Based on the PDF, the Content Creator is Paychex MMS PDF Creator v1.1.0 and the Encoding Software Adobe Acrobat Standard DC 15.6.30503 (https://www.adobe.com/devnet-docs/acrobatetk/tools/ReleaseNotesDC/classic/dcclassic15.006august2019qfe.html), which was pretty old (2015)

peterrobinson commented 4 years ago

I have a file with this issue too. I attach it here. The pdf was created by dragging a single page from a multipage pdf. It opens in all the viewers I can find. The error comes when I attempt to use pdf.js getTextContent, so:

    var loadingTask = this.pdfjsLib.getDocument({data: text});
loadingTask.promise.then(function(pdf) {
    pdf.getPage(1).then(function(page) {
        page.getTextContent().then(function(textContent) {
            // don't get here with error bad encoding in flate stream
        });
    });
});

WBP1-451 -P1.pdf

Snuffleupagus commented 4 years ago

Unfortunately https://github.com/mozilla/pdf.js/issues/11207#issuecomment-609021055 doesn't seem relevant to this issue, since that file (and its text-layer) renders just fine in e.g. the master version of the PDF.js library; most likely an older/out-dated PDF.js version was used to test with.

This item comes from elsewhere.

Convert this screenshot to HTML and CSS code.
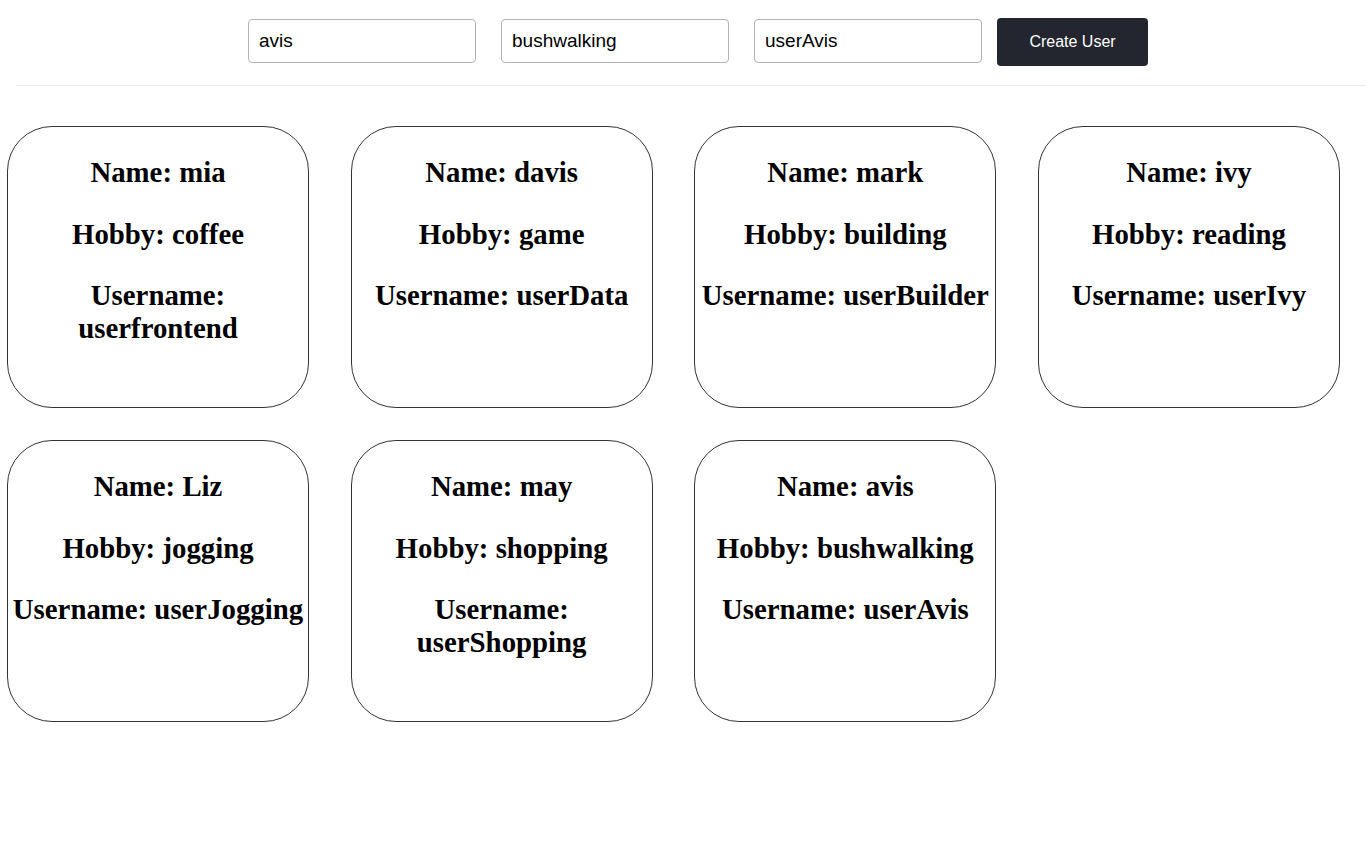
FILE: index.html
```html
<!DOCTYPE html>
<html lang="en">
<head>
<meta charset="utf-8">
<title>Users</title>
<link rel="stylesheet" href="styles.css">
</head>
<body>
<form class="toolbar">
  <input class="field" type="text" value="avis">
  <input class="field" type="text" value="bushwalking">
  <input class="field" type="text" value="userAvis">
  <button class="create-btn" type="button">Create User</button>
</form>
<hr class="divider">
<main class="cards">
  <div class="card"><h2>Name: mia</h2><h2>Hobby: coffee</h2><h2>Username: userfrontend</h2></div>
  <div class="card"><h2>Name: davis</h2><h2>Hobby: game</h2><h2>Username: userData</h2></div>
  <div class="card"><h2>Name: mark</h2><h2>Hobby: building</h2><h2>Username: userBuilder</h2></div>
  <div class="card"><h2>Name: ivy</h2><h2>Hobby: reading</h2><h2>Username: userIvy</h2></div>
  <div class="card"><h2>Name: Liz</h2><h2>Hobby: jogging</h2><h2>Username: userJogging</h2></div>
  <div class="card"><h2>Name: may</h2><h2>Hobby: shopping</h2><h2>Username: userShopping</h2></div>
  <div class="card"><h2>Name: avis</h2><h2>Hobby: bushwalking</h2><h2>Username: userAvis</h2></div>
</main>
</body>
</html>
```
FILE: styles.css
```css
html, body {
  margin: 0;
  padding: 0;
  background: #ffffff;
}

body {
  font-family: "Liberation Serif", "Times New Roman", serif;
  color: #000;
}

.toolbar {
  display: flex;
  align-items: flex-start;
  gap: 25px;
  padding: 18px 0 19px 248px;
  margin: 0;
}

.field {
  box-sizing: border-box;
  width: 228px;
  height: 44px;
  margin: 1px 0 0 0;
  padding: 0 10px;
  border: 1px solid #b3b3b3;
  border-radius: 4px;
  font-family: "Liberation Sans", Arial, sans-serif;
  font-size: 19px;
  color: #000;
  background: #fff;
}

.create-btn {
  box-sizing: border-box;
  width: 151px;
  height: 48px;
  margin: 0 0 0 -10px;
  border: none;
  border-radius: 4px;
  background: #23262e;
  color: #fff;
  font-family: "Liberation Sans", Arial, sans-serif;
  font-size: 16px;
  cursor: pointer;
}

.divider {
  margin: 0 0 0 16px;
  border: none;
  border-top: 1px solid #e8e8e8;
  height: 0;
}

.cards {
  display: grid;
  grid-template-columns: repeat(4, 302px);
  column-gap: 41.67px;
  row-gap: 32px;
  padding: 40px 0 0 7px;
}

.card {
  box-sizing: border-box;
  width: 302px;
  height: 282px;
  border: 1px solid #333;
  border-radius: 45px;
  text-align: center;
  overflow: hidden;
}

.card h2 {
  font-size: 28.8px;
  font-weight: bold;
  line-height: 33px;
  margin: 28.8px 0;
}
```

For future reference: Please note that it's always recommended to open a new issue when you encounter a PDF document that doesn't render/work correctly, since it's easy to mark it as a duplicate if that turns out to be the case. However, having potentially different documents reported in the same issue makes tracking things more difficult.

peterrobinson commented 4 years ago

The issue is not rendering: it is the error in getTextContent which is the problem. There are other problems with pdf.js. See the question at stackoverflow Good point about the possibly out-of-date pdg.js. I'll check that.

Snuffleupagus commented 4 years ago

Please directly any additional follow-up/questions regarding https://github.com/mozilla/pdf.js/issues/11207#issuecomment-609021055 to a new issue, since it doesn't seem relevant to this one; thank you!

Snuffleupagus commented 3 years ago

Note that the comments starting at https://github.com/mozilla/pdf.js/issues/11207#issuecomment-609021055 are completely irrelevant to this issue.


Given that this issue is still effectively not actionable without a publicly available test-case, and that the points in https://github.com/mozilla/pdf.js/issues/11207#issuecomment-552983536 still applies (more than a year later), I'd suggest closing this issue as INCOMPLETE for now.